Dopo il blocco del 2019, il governo Draghi rimuove la moratoria sulle trivellazioni in Adriatico. Un passo molto atteso a Ravenna, dal cui porto passa più della metà del metano che si estrae in Italia. Ma non è comunque un atto che lascia soddisfatti: nella sostanza il provvedimento, per come è strutturato, non dovrebbe consentire un significativo aumento della produzione nazionale del gas, come invece da più parti auspicato per far fronte alla crisi energetica. Michele De Pascale, sindaco Pd, fresco di conferma per il secondo mandato, della vicenda ha sempre fatto una battaglia politica perché sulla questione energetica la città e il suo porto si giocano il futuro.

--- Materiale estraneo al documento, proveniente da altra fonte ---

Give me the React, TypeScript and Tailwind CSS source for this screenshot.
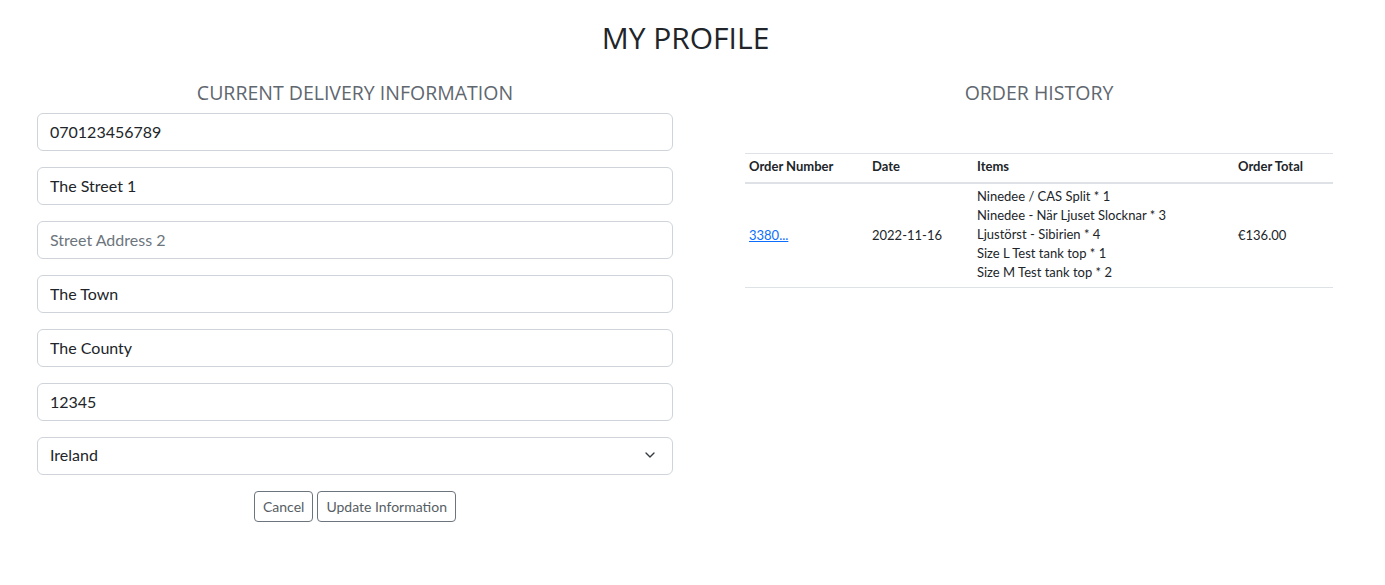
import { ChevronDown } from 'lucide-react';

const fields = [
	{ value: '070123456789' },
	{ value: 'The Street 1' },
	{ value: '', placeholder: 'Street Address 2' },
	{ value: 'The Town' },
	{ value: 'The County' },
	{ value: '12345' },
];

const items = [
	'Ninedee / CAS Split * 1',
	'Ninedee - När Ljuset Slocknar * 3',
	'Ljustörst - Sibirien * 4',
	'Size L Test tank top * 1',
	'Size M Test tank top * 2',
];

export default function App() {
	return (
		<div className="w-[1385px] h-[585px] bg-white text-[#212529] font-['Lato','Noto_Sans',sans-serif]">
			<h1 className="pt-[20px] pr-[14px] h-[60px] text-center text-[30px] leading-[36px] font-normal text-[#212529] font-['Open_Sans','Noto_Sans',sans-serif]">
				MY PROFILE
			</h1>

			<div className="flex">
				{/* Delivery form */}
				<div className="w-[636px] ml-[37px]">
					<h2 className="h-[53px] pt-[21px] text-center text-[19.5px] leading-[24px] text-[#5f676f] font-['Open_Sans','Noto_Sans',sans-serif]">
						CURRENT DELIVERY INFORMATION
					</h2>
					<div className="flex flex-col gap-[16px]">
						{fields.map((f, i) => (
							<input
								key={i}
								defaultValue={f.value}
								placeholder={f.placeholder}
								className="h-[38px] w-full px-[12px] pb-[2px] border border-[#ced4da] rounded-[6px] text-[16px] text-[#212529] placeholder:text-[#6c757d] outline-none"
							/>
						))}
						<div className="relative h-[38px] w-full border border-[#ced4da] rounded-[6px] flex items-center px-[12px] pb-[2px] text-[16px]">
							<span>Ireland</span>
							<ChevronDown size={16} strokeWidth={2} className="absolute right-[14px] text-[#343a40]" />
						</div>
					</div>
					<div className="flex justify-center gap-[4px] mt-[16px]">
						<button className="h-[31px] px-[8px] border border-[#6c757d] rounded-[4px] text-[14px] text-[#565e64]">
							Cancel
						</button>
						<button className="h-[31px] px-[8px] border border-[#6c757d] rounded-[4px] text-[14px] text-[#565e64]">
							Update Information
						</button>
					</div>
				</div>

				{/* Order history */}
				<div className="w-[588px] ml-[72px]">
					<h2 className="h-[40px] pt-[21px] text-center text-[19.5px] leading-[24px] text-[#5f676f] font-['Open_Sans','Noto_Sans',sans-serif]">
						ORDER HISTORY
					</h2>
					<table className="mt-[53px] w-full text-[13px] border-t border-[#dee2e6] border-collapse">
						<thead>
							<tr className="border-b-2 border-[#dee2e6]">
								<th className="w-[123px] text-left font-bold px-[4px] pt-[3px] pb-[6px] leading-[19px]">Order Number</th>
								<th className="w-[105px] text-left font-bold px-[4px] pt-[3px] pb-[6px] leading-[19px]">Date</th>
								<th className="w-[261px] text-left font-bold px-[4px] pt-[3px] pb-[6px] leading-[19px]">Items</th>
								<th className="text-left font-bold px-[4px] pt-[3px] pb-[6px] leading-[19px]">Order Total</th>
							</tr>
						</thead>
						<tbody>
							<tr className="border-b border-[#dee2e6]">
								<td className="px-[4px] py-[4px] align-middle">
									<a href="#" className="text-[#0d6efd] underline">3380...</a>
								</td>
								<td className="px-[4px] py-[4px] align-middle">2022-11-16</td>
								<td className="px-[4px] pt-[3px] pb-[5px] align-middle leading-[19px]">
									{items.map((it) => (
										<div key={it}>{it}</div>
									))}
								</td>
								<td className="px-[4px] py-[4px] align-middle">€136.00</td>
							</tr>
						</tbody>
					</table>
				</div>
			</div>
		</div>
	);
}
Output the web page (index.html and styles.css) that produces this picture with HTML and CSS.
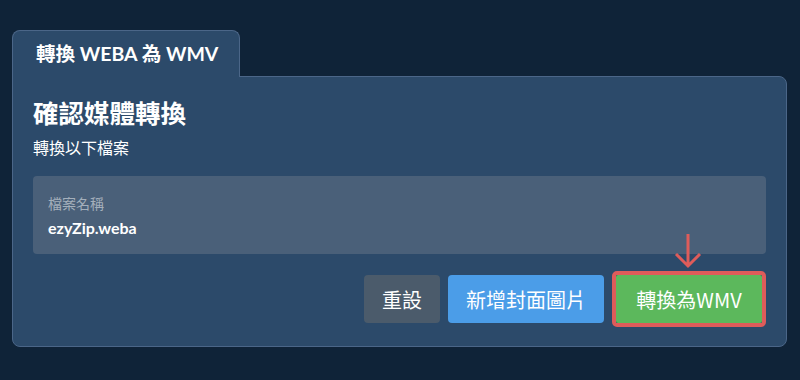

De Pascale ha seguito passo passo lo sblocco della moratoria decisa dal primo governo Conte. «Ma il Pitesai» spiega «è un provvedimento che è stato fatto per diminuire la produzione di gas, non per aumentarla. Cingolani ha fatto miracoli, ma l’impostazione di base rimane, ed è antistorica». Sviluppo economico e difesa dell’ambiente sono il crinale scivolosissimo sul quale si muove il sistema Ravenna che della diversificazione del portafoglio energetico vuol fare una bandiera: qui è in costruzione uno dei più importanti parchi eolici del Mediterraneo. Ma non basta: l’obiettivo è anche sfruttare il grande giacimento presente nell’Alto Adriatico, fra il Veneto e l’Abruzzo, che poi converge su Ravenna. dando lavoro a migliaia di persone.
Il settore è, in ogni caso, spesso al centro di aspri dibattiti, polemiche e contestazioni: in mattinata Legambiente, insieme a numerose altre sigle ambientaliste e comitati locali, ha manifestato davanti alla centrale di Casalborsetti, alle porte di Ravenna, per chiedere un deciso cambio di passo sulle fonti rinnovabili e per chiedere di smettere definitivamente di usare quelle fossili. A grandi linee, il fabbisogno di metano in Italia è di 70 miliardi di metri cubi l’anno, l’Italia attualmente ne produce quattro, nel 2021 ancora meno.
«Nei momenti di massima espansione» dice De Pascale «ne producevamo venti. Potremmo tranquillamente arrivare a otto con situazioni già identificate e nel pieno rispetto delle normative ambientali che impediscono di estrarre gas entro dodici miglia dalla costa. Può sembrare un aumento da poco, ma non lo è assolutamente: permetterebbe infatti di ridurre sensibilmente la quota di metano di cui l’Italia si approvvigiona al di fuori dei contratti a prezzo bloccato, ovvero quella che più incide sui rincari. E potrebbe cambiare molto anche il nostro rapporto con gli stati da cui dipendiamo, fra i quali spesso non si cita l’Egitto. Avessimo fatto un’altra scelta e fossimo andati avanti con le estrazioni oggi la situazione per il nostro paese sarebbe molto diversa».